Greenland experienced several abrupt and severe climate changes during the last ice age. But even during the coldest periods a blob of warm surface water existed nearby.
Text: Maja Sojtaric
New research published in Nature Scientific Reports in February indicates that a warm ocean surface water prevailed during the last ice age, sandwiched between two major ice sheets just south of Greenland.
Extreme climate changes in the past
Ice core records show that Greenland went through 25 extreme and abrupt climate changes during the last ice age some 20.000 to 70.000 years ago. In less than 50 years the air temperatures over Greenland could increase by 10 to 15 °C. However the warm periods were short; within a few centuries the frigid temperatures of the ice age returned. That kind of climate change would have been catastrophic for us today.
Ice core records from Antarctica also show climate changes in the same period, but they are more gradual, with less severe temperature swings.
The Nature Scientific Report study shows that an area of the Nordic Seas, just south of Iceland, followed the Antarctic pattern of warming and cooling. Which is strange since it is so close to Greenland.
“We had expected to see sudden climate changes. But sediment core records from the area show that the climate changes here were actually gradual, and quite identical to Antarctic climate changes.” says CAGE professor Tine Rasmussen, the principal author of the paper.
Gulf Stream holds the answers
Then, as now, the circulation of Atlantic Ocean, with currents such as the Gulf Stream, regulated transportation of heat to this area. Simply put, the surface currents transport heat from the southern and tropical Atlantic toward the North Atlantic.
” The Nordic seas between Norway and Greenland play a crucial role for the current patterns of the Atlantic Ocean. They act as a pump. Here the warm and salty surface water cools down during winter. It becomes heavy and is pumped down to the bottom before returning to the Atlantic, where it continues as a deep current all the way to the Antarctic region. “ co-author Erik Thomsen from Aarhus University points out.
Without this pump, the north-south current system would slow down considerably. Changes in this circulation can have a profound impact on the global climate system.
During the ice ages this circulation was assumed to work as a seesaw in the playground – going up and down in opposite directions with an axis somewhere around the equator. The idea is that when it warmed in the north, it cooled in the south and vice versa. But Rasmussen and colleagues indicate another scenario.
Rewriting the seesaw hypothesis
During the coldest periods of the last ice age the Nordic seas were covered with a permanent layer of sea ice. The pump stopped transporting the heat northward. The heat accumulated in the southern oceans. However, the warming was not restricted to the south.
” Our results show that it continued all the way to Iceland. The warming was slow and gradual, and happened simultaneously in both hemispheres. Little by little the warm Atlantic water penetrated into the Nordic sea underneath the ice cover. It melted the ice from below. Once the ice was gone, the pump started up again, bringing additional warm water into the Nordic seas. And we got a warmer period for 50 years. ” says Rasmussen. ( See illustration below)

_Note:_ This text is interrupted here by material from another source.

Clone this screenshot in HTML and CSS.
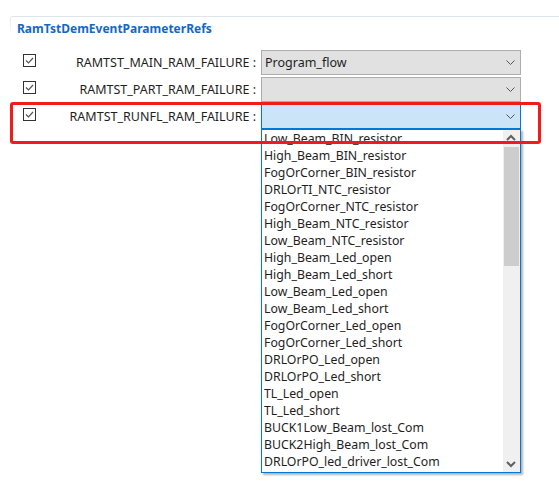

Large ice sheets continued however, to cover the continents around the Nordic seas. In contact with the warm ocean water they started calving. This delivered icebergs and fresh water into the sea and caused a cooling down of the surface water. The seas were again frozen. And the pump slowed down.
The warm ocean blob of the ice ages rewrites the understanding of the ocean circulation systems, and how they affected the extreme climate changes of the past. The seesaw was actually more of a ‘push and pull’ system.
“There are no symmetrical processes in the north and the south – the climate changes were principally governed by simultaneous warming and the constant closing and re-opening of the sink pump in the Nordic seas” says Tine Rasmussen.